Should Your Health Be Prime?

It's one thing to have a company know what type of movies you like, your spending habits, or how many times you ask Alexa a question each day. But it is quite another thing to have a larger-than-life company involved in your daily health decisions or to have your vital health data on hand in your profile. This week Amazon is making a move to cement their hold on the healthcare industry by purchasing One Medical, and not everyone is happy about it.

Health Delivered to Your Doorstep

Amazon has grown exponentially during the pandemic when their home delivery services were sought after. And this week Amazon is trying to broaden their reach into the healthcare industry, having bid to acquire One Medical for $3.9B, in an all-cash deal. The move by Amazon will cement their foray into the world of medical healthcare which has been building for several years.  Regulators and One Medical’s shareholders still need to approve the deal before it is finalized.

"There is an immense opportunity to make the health care experience more accessible, affordable, and even enjoyable for patients, providers, and payers," Amir Dan Rubin, One Medical's CEO, said in a statement.

One Medical is a subscription-based medical company with over 180 clinics across the United States. Founded in 2007 in San Francisco, the company services 16 markets across the country, with three more coming soon. The company has over 767K members, and over 8K companies offer One Medical health benefits to their employees.

Supersize Your Healthcare

Amazon has been infiltrating the healthcare industry for several years, trying to add their obvious skill in bringing people what they want to the healthcare field.  "We think health care is high on the list of experiences that need reinvention," Neil Lindsay said.

This is the broadest move into the healthcare industry for Amazon since they bought online pharmacy PillPack in 2018m for $753M. Amazon had previously bought a healthy grocery chain, Whole Foods in 2017 with a price tag of $13.7B.

"The question is, as you sort of put all of these pieces together, could they create a much more convenient, holistic health care experience for people?" Neinstein said. "What Amazon has become known for is they really understand as a consumer what you want and how to get it to you really easily."

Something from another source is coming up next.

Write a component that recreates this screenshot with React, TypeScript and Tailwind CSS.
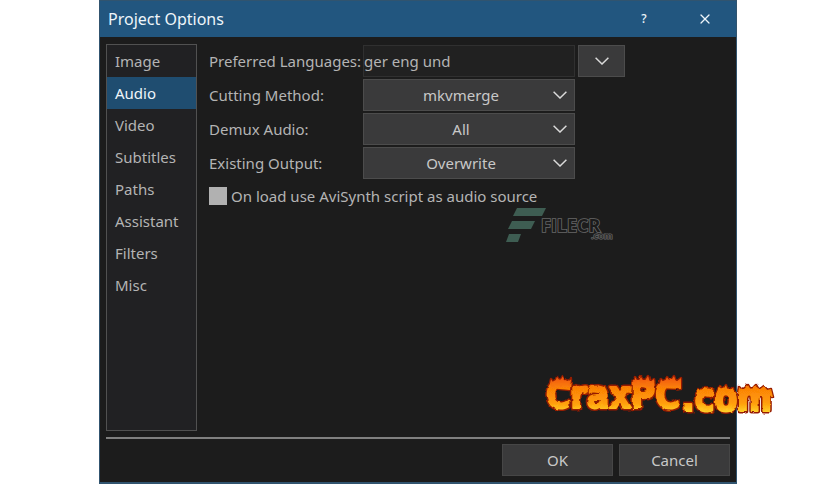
import { useState } from "react";
import { X } from "lucide-react";

const pages = ["Image", "Audio", "Video", "Subtitles", "Paths", "Assistant", "Filters", "Misc"];

const settings = [
  { id: "cutting", label: "Cutting Method:", options: ["mkvmerge", "NicAudio", "Nothing"] },
  { id: "demux", label: "Demux Audio:", options: ["All", "Preferred", "Dialog", "None"] },
  { id: "existing", label: "Existing Output:", options: ["Overwrite", "Skip", "Ask"] },
];

function Chevron() {
  return (
    <svg viewBox="0 0 14 8" className="h-2 w-3.5" fill="none" stroke="#dadada" strokeWidth="1.5" aria-hidden="true">
      <path d="M0.6 0.8L7 7l6.400-6.200" />
    </svg>
  );
}

function FileLogo() {
  return (
    <svg viewBox="0 0 110 38" className="h-[38px] w-[110px]" role="img" aria-label="FILECR.com">
      <g fill="#3e5d52">
        <path d="M11 1h29l-4 8H7z" />
        <path d="M6 14h23l-4 8H2z" />
        <path d="M3 27h12l-3 8H0z" />
      </g>
      <g className="font-['Open_Sans',sans-serif] font-bold" paintOrder="stroke">
        <text x="35" y="25" fontSize="18" fill="#1b1b1b" stroke="#686868" strokeWidth="1.6">FILECR</text>
        <text x="85" y="32" fontSize="9" fill="#303030" stroke="#686868" strokeWidth="1.2">.com</text>
      </g>
    </svg>
  );
}

function FlameLogo() {
  const flames = (
    <>
      <path d="M6 16l2-9 3 5 3-7 3 4 3-5 3 6 5-3-1 11z" />
      <path d="M32 20l1-7 3 4 3-3 2 4 4-3-2 7z" />
      <path d="M47 20l2-7 3 4 3-4 3 4 4-3 1 8z" />
      <path d="M68 20l1-6 4 4 2-2 2 5zM81 20l1-5 3 2 4-3-1 7z" />
      <path d="M91 14l1-9 3 5 3-5 3 5 4-6 2 6 4-3 1 10z" />
      <path d="M116 16l2-9 3 4 3-6 3 5 4-6 2 6 5-4v11z" />
      <path d="M152 23l3-7 3 4 3-5 2 5 5-3v8z" />
      <path d="M173 22l3-7 3 4 4-6 2 6 5-3 1 8z" />
      <path d="M195 22l1-8 4 4 5-5 3 5 5-5 3 5 5-4 3 4 4-1 2 8z" />
    </>
  );
  const words = (
    <>
      <text x="3" y="36" fontSize="37">CraxPC</text>
      <text x="139" y="39" fontSize="37">.com</text>
    </>
  );

  return (
    <svg viewBox="0 0 236 48" className="h-[48px] w-[236px]" role="img" aria-label="CraxPC.com">
      <defs>
        <linearGradient id="fire" gradientUnits="userSpaceOnUse" x1="0" y1="4" x2="0" y2="40">
          <stop offset="0" stopColor="#f0520c" />
          <stop offset="0.35" stopColor="#fb8306" />
          <stop offset="0.75" stopColor="#ff9d08" />
          <stop offset="1" stopColor="#ffd02a" />
        </linearGradient>
        <filter id="rough" x="-5%" y="-20%" width="110%" height="140%">
          <feTurbulence type="fractalNoise" baseFrequency="0.16" numOctaves="2" seed="4" />
          <feDisplacementMap in="SourceGraphic" scale="3" xChannelSelector="R" yChannelSelector="G" />
        </filter>
      </defs>
      <g
        filter="url(#rough)"
        strokeLinejoin="round"
        className="font-['DejaVu_Sans_Condensed','DejaVu_Sans',sans-serif] font-bold [font-stretch:condensed]"
      >
        <g fill="#971d04" stroke="#971d04" strokeWidth="5">
          {words}
          <g strokeWidth="2.500">{flames}</g>
        </g>
        <g fill="url(#fire)" stroke="url(#fire)" strokeWidth="2">
          {words}
          <g stroke="none">{flames}</g>
        </g>
      </g>
    </svg>
  );
}

export default function App() {
  const [page, setPage] = useState("Audio");

  return (
    <div className="min-h-screen bg-white font-['Noto_Sans','Open_Sans',sans-serif] text-[15px] text-[#b4b4b4]">
      <main className="relative mx-auto flex min-h-screen w-full max-w-[638px] flex-col border border-b-2 border-[#31546f] bg-[#1c1c1c]">
        <header className="flex h-9 shrink-0 items-center bg-[#22567f] pl-2 text-[#eef5fa]">
          <h1 className="grow text-base">Project Options</h1>
          <button aria-label="Help" className="flex h-9 w-[60px] items-center justify-center text-xs font-medium">
            ?
          </button>
          <button aria-label="Close" className="flex h-9 w-[62px] items-center justify-center">
            <X size={16} strokeWidth={1.8} />
          </button>
        </header>

        <div className="flex grow gap-3 px-1.5 pt-[7px] pb-1.5">
          <nav className="w-[91px] shrink-0 border border-[#515151] bg-[#212123]">
            {pages.map((name) => (
              <button
                key={name}
                onClick={() => setPage(name)}
                aria-current={name === page ? "page" : undefined}
                className={`block h-8 w-full pl-2 text-left ${
                  name === page ? "bg-[#1f4d70] text-[#eef5fa]" : ""
                }`}
              >
                {name}
              </button>
            ))}
          </nav>

          <div className="flex min-w-0 grow flex-col gap-0.5 pt-px">
            <div className="flex h-8 items-center">
              <label htmlFor="languages" className="w-[154px] shrink-0 whitespace-nowrap">
                Preferred Languages:
              </label>
              <input
                id="languages"
                defaultValue="ger eng und"
                className="h-8 w-53 min-w-0 border border-[#303030] bg-[#212121] outline-none"
              />
              <button
                aria-label="Choose languages"
                className="ml-[3px] flex h-8 w-[47px] items-center justify-center border border-[#4c4c4c] bg-[#3a3a3b]"
              >
                <Chevron />
              </button>
            </div>

            {settings.map(({ id, label, options }) => (
              <div key={id} className="flex h-8 items-center">
                <label htmlFor={id} className="w-[154px] shrink-0">
                  {label}
                </label>
                <div className="relative w-53">
                  <select
                    id={id}
                    className="block h-8 w-full appearance-none border border-[#4c4c4c] bg-[#3a3a3b] pr-4 text-center text-[#c8c8c8] [text-align-last:center]"
                  >
                    {options.map((option) => (
                      <option key={option}>{option}</option>
                    ))}
                  </select>
                  <div className="pointer-events-none absolute top-3 right-2">
                    <Chevron />
                  </div>
                </div>
              </div>
            ))}

            <div className="flex h-[30px] items-center gap-1">
              <input
                id="avisynth"
                type="checkbox"
                className="size-[18px] appearance-none bg-[#b1b1b1] checked:bg-[#22567f]"
              />
              <label htmlFor="avisynth">On load use AviSynth script as audio source</label>
            </div>
          </div>
        </div>

        <footer className="mx-1.5 flex shrink-0 justify-end gap-1.5 border-t-2 border-[#808080] pt-[5px] pb-1.5">
          {["OK", "Cancel"].map((name) => (
            <button
              key={name}
              className="h-8 w-[111px] border border-[#464646] bg-[#3a3a3b] text-[#c8c8c8]"
            >
              {name}
            </button>
          ))}
        </footer>

        <div className="pointer-events-none absolute top-[206px] left-[406px]">
          <FileLogo />
        </div>
        <div className="pointer-events-none absolute top-[371px] left-[443px]">
          <FlameLogo />
        </div>
      </main>
    </div>
  );
}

Dr. Matthew Sakumoto, a clinician and digital health expert based in San Francisco, said "I think it's going to be tough. I think even currently these pieces exist in silos kind of within Amazon's ecosystem, but if they can pull it together, I think it can offer a very holistic experience that we've really been missing in U.S. health care," he said.

What Could Go Wrong?

Not everyone is excited about Amazon’s foray into the healthcare industry. For a company that wants to spread as far as the Amazon River and whose motto has always been “get big fast,” there is cause for worry where sensitive health data is concerned.

U.S. Senator Amy Klobuchar, who is also the Chairwoman of the Senate Judiciary Subcommittee on Competition Policy, Antitrust, and Consumer Rights immediately urged the Federal Trade Commission (FTC) to investigate the proposal by Amazon, citing worries about the implication for the safety of personal health data. "Amazon has a history of engaging in business practices that raise serious anticompetitive concerns," the Senator added in her statement.

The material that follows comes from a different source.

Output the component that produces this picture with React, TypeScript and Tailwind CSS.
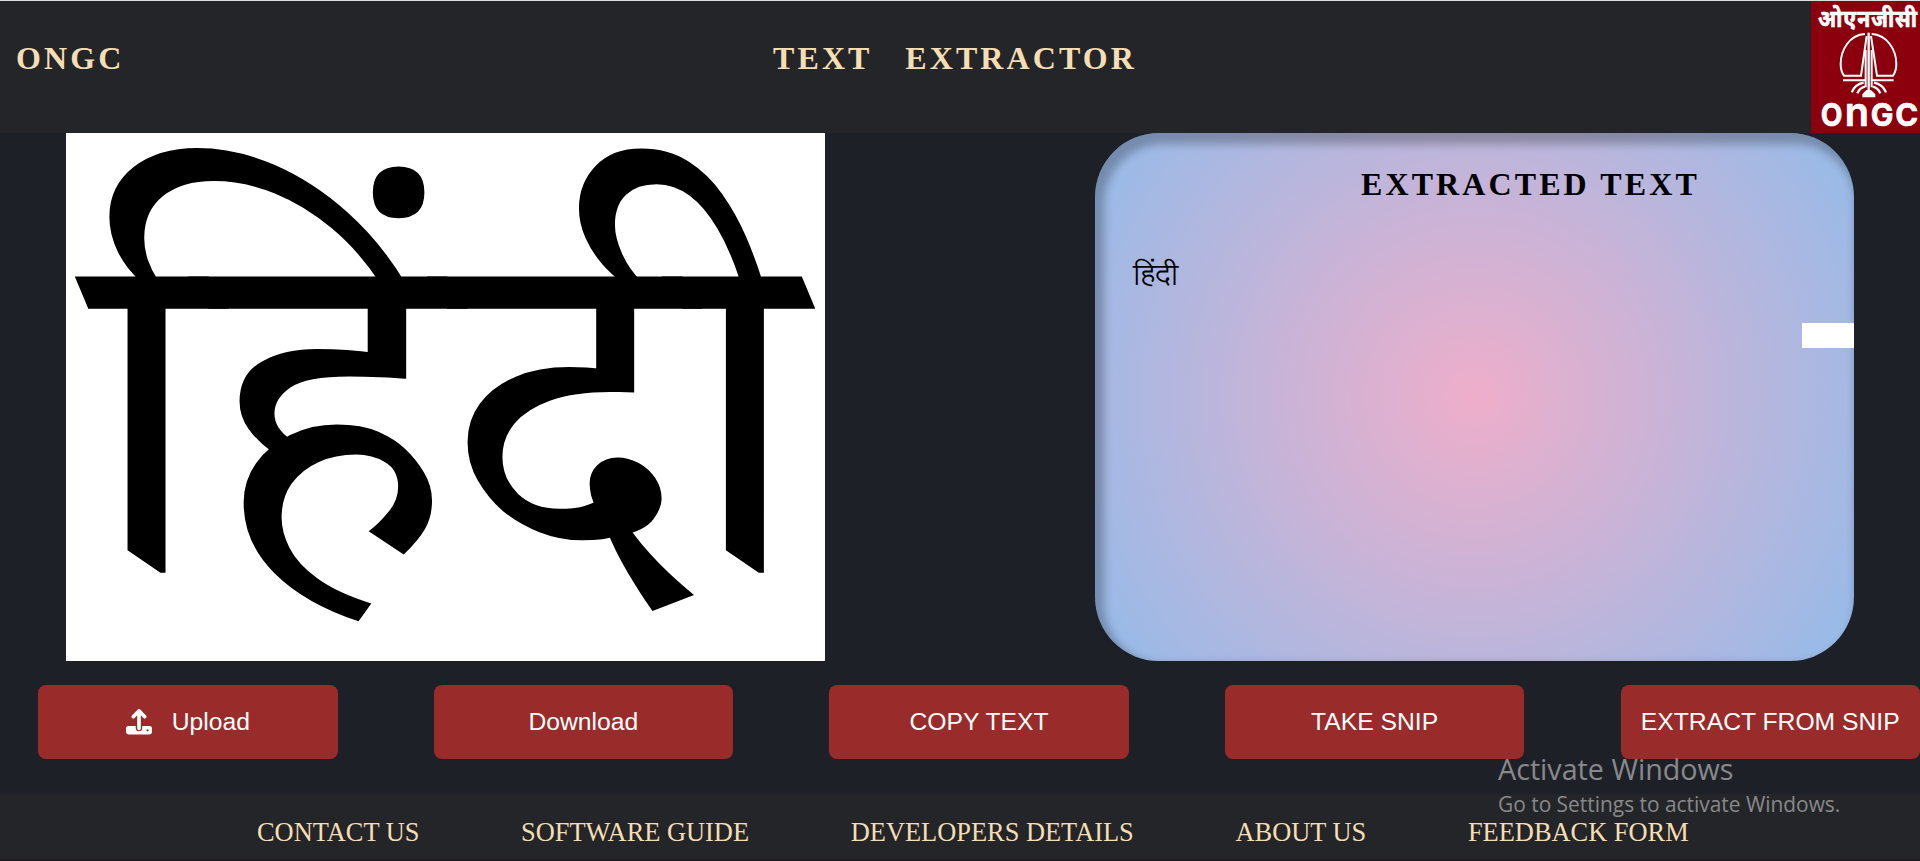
const navLinks = ["CONTACT US", "SOFTWARE GUIDE", "DEVELOPERS DETAILS", "ABOUT US", "FEEDBACK FORM"];
const actions = ["Upload", "Download", "COPY TEXT", "TAKE SNIP", "EXTRACT FROM SNIP"];

function UploadIcon() {
  return (
    <svg viewBox="0 0 26 26" className="h-[26px] w-[26px]" fill="none" aria-hidden="true">
      <path d="M2.500 17h21a2.500 2.500 0 0 1 2.500 2.500V22.500a3 3 0 0 1-3 3h-20a3 3 0 0 1-3-3v-3a2.500 2.500 0 0 1 2.500-2.500z" fill="#fff" />
      <path d="M13 3v16" stroke="#992b2b" strokeWidth="6.500" strokeLinecap="round" />
      <path d="M13 2v17.500M7.300 7.800 13 1.800 18.700 7.800" stroke="#fff" strokeWidth="3.600" strokeLinecap="round" strokeLinejoin="round" />
      <circle cx="21.500" cy="21.300" r="1.100" fill="#992b2b" />
    </svg>
  );
}

function Logo() {
  return (
    <svg viewBox="64 3 327 396" className="ml-auto h-[132px] w-[109px] shrink-0" aria-hidden="true">
      <rect x="64" y="3" width="327" height="396" fill="#8b000c" />
      <text x="85" y="81" fontSize="72" fontWeight="700" fill="#fff" stroke="#fff" strokeWidth="2" textLength="300" lengthAdjust="spacingAndGlyphs" fontFamily="'Noto Sans Devanagari','Noto Sans',sans-serif">ओएनजीसी</text>
      <g fill="none" stroke="#fff" strokeWidth="6">
        <path d="M226 102C180 104 153 150 153 192C153 207 158 220 163 227H214L231 108" />
        <path d="M246 102C292 104 320 150 320 192C320 207 315 220 310 227H262L244 108" />
        <path d="M160 241H226M248 241H312M228 150V262M246 150V262" />
        <path d="M237 98V275" strokeWidth="7" />
        <path d="M186 277Q196 253 222 248M203 280Q210 263 226 260M289 277Q279 253 253 248M272 280Q265 263 249 260" strokeWidth="7" />
      </g>
      <path d="M218 292V283L230 270H244L257 283V292Z" fill="#fff" />
      <g fontWeight="700" fill="#fff" stroke="#fff" strokeWidth="2" fontFamily="Inter,sans-serif">
        <text x="93" y="379" fontSize="94" textLength="68" lengthAdjust="spacingAndGlyphs">O</text>
        <text x="165" y="379" fontSize="122" fontWeight="600" textLength="76" lengthAdjust="spacingAndGlyphs">n</text>
        <text x="243" y="379" fontSize="94" textLength="71" lengthAdjust="spacingAndGlyphs">G</text>
        <text x="317" y="379" fontSize="94" textLength="72" lengthAdjust="spacingAndGlyphs">C</text>
      </g>
    </svg>
  );
}

export default function App() {
  return (
    <div className="relative flex h-[861px] w-[1920px] flex-col overflow-hidden bg-[#1e2028] font-['Liberation_Serif',serif]">
      <header className="flex h-[133px] shrink-0 items-start border-t border-[#dbe0e0] bg-[#242529] pl-4 text-[32px] font-bold leading-[36px] tracking-[3.1px] text-[#f5deb3]">
        <h1 className="w-[757px] pt-[39px]">ONGC</h1>
        <h2 className="whitespace-pre pt-[39px]">TEXT   EXTRACTOR</h2>
        <Logo />
      </header>

      <main className="flex h-[528px] shrink-0 justify-between px-[66px]">
        <div className="h-[528px] w-[759px] overflow-hidden bg-white">
          <svg viewBox="0 0 759 528" className="h-full w-full">
            <clipPath id="slant">
              <path d="M9 0H736V144L749 175V528H22V175L9 144Z" />
            </clipPath>
            <g clipPath="url(#slant)">
              <text x="18" y="437" fontSize="471" fontWeight="400" textLength="723" lengthAdjust="spacingAndGlyphs" fontFamily="'Noto Serif Devanagari','Noto Sans Devanagari','Noto Sans',sans-serif">हिंदी</text>
            </g>
          </svg>
        </div>
        <section className="flex w-[759px] flex-col rounded-[64px] bg-[radial-gradient(circle,#eeaeca_0%,#94bbe9_100%)] text-black shadow-[inset_5px_7px_8px_4px_rgba(0,0,0,0.25)]">
          <h2 className="pl-[266px] pt-[33px] text-[32px] font-bold leading-[36px] tracking-[3.1px]">EXTRACTED TEXT</h2>
          <p className="pl-[38px] pt-[52px] font-['Lohit_Devanagari','Noto_Sans_Devanagari','Noto_Sans',sans-serif] text-[29px] font-light leading-[45px]">हिंदी</p>
          <div className="mt-[24px] h-[25px] w-[52px] self-end bg-white" />
        </section>
      </main>

      <div className="flex h-[133px] shrink-0 justify-between pl-[38px] pt-6">
        {actions.map((label, i) => (
          <button key={label} className="flex h-[74px] w-[299.500px] items-center justify-center gap-5 whitespace-nowrap rounded-lg bg-[#992b2b] font-['Liberation_Sans',sans-serif] text-[24.7px] text-white">
            {i === 0 && <UploadIcon />}
            <span>{label}</span>
          </button>
        ))}
      </div>

      <footer className="flex flex-1 items-start gap-[101.700px] border-b-2 border-[#1f1a20] bg-[#242529] pl-[257px] pt-[23px] text-[26.4px] leading-[30px] text-[#f5deb3]">
        {navLinks.map((l) => (
          <a key={l} className="whitespace-nowrap">{l}</a>
        ))}
      </footer>

      <div className="pointer-events-none absolute left-[1498px] top-[749px] whitespace-nowrap font-['Open_Sans',sans-serif] text-[#88898b]">
        <p className="text-[28.7px] leading-[40px]">Activate Windows</p>
        <p className="text-[20.9px] leading-[30px]">Go to Settings to activate Windows.</p>
      </div>
    </div>
  );
}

"Amazon having backdoor access to private health care data is frankly a terrifying thought and calls into focus how desperately Congress needs to pass antitrust reform to prevent these tech giants from abusing their monopoly power," Sacha Haworth, executive director of the Tech Oversight Project advocacy group, told CNN Business in a statement.

Amazon is quick to explain that everything will be above board with its dealings with personal information. “As required by law, Amazon will never share One Medical customers’ personal health information outside of One Medical for advertising or marketing purposes of other Amazon products and services without clear permission from the customer,” an Amazon spokesperson said in an email.

“Pushing forward into healthcare raises some serious red flags, especially in the post-Roe reality where peoples’ data can be used to criminalize their reproductive healthcare decisions,” Seeley George said,  campaign director for Fight for the Future, an advocacy group focused on technology and digital rights.

Though opponents say this is a slippery slope of too much personal data in the wrong hands, Amazon is poised to streamline the healthcare process for people around the globe, while they utilize some of their excellent business strategies to make it happen.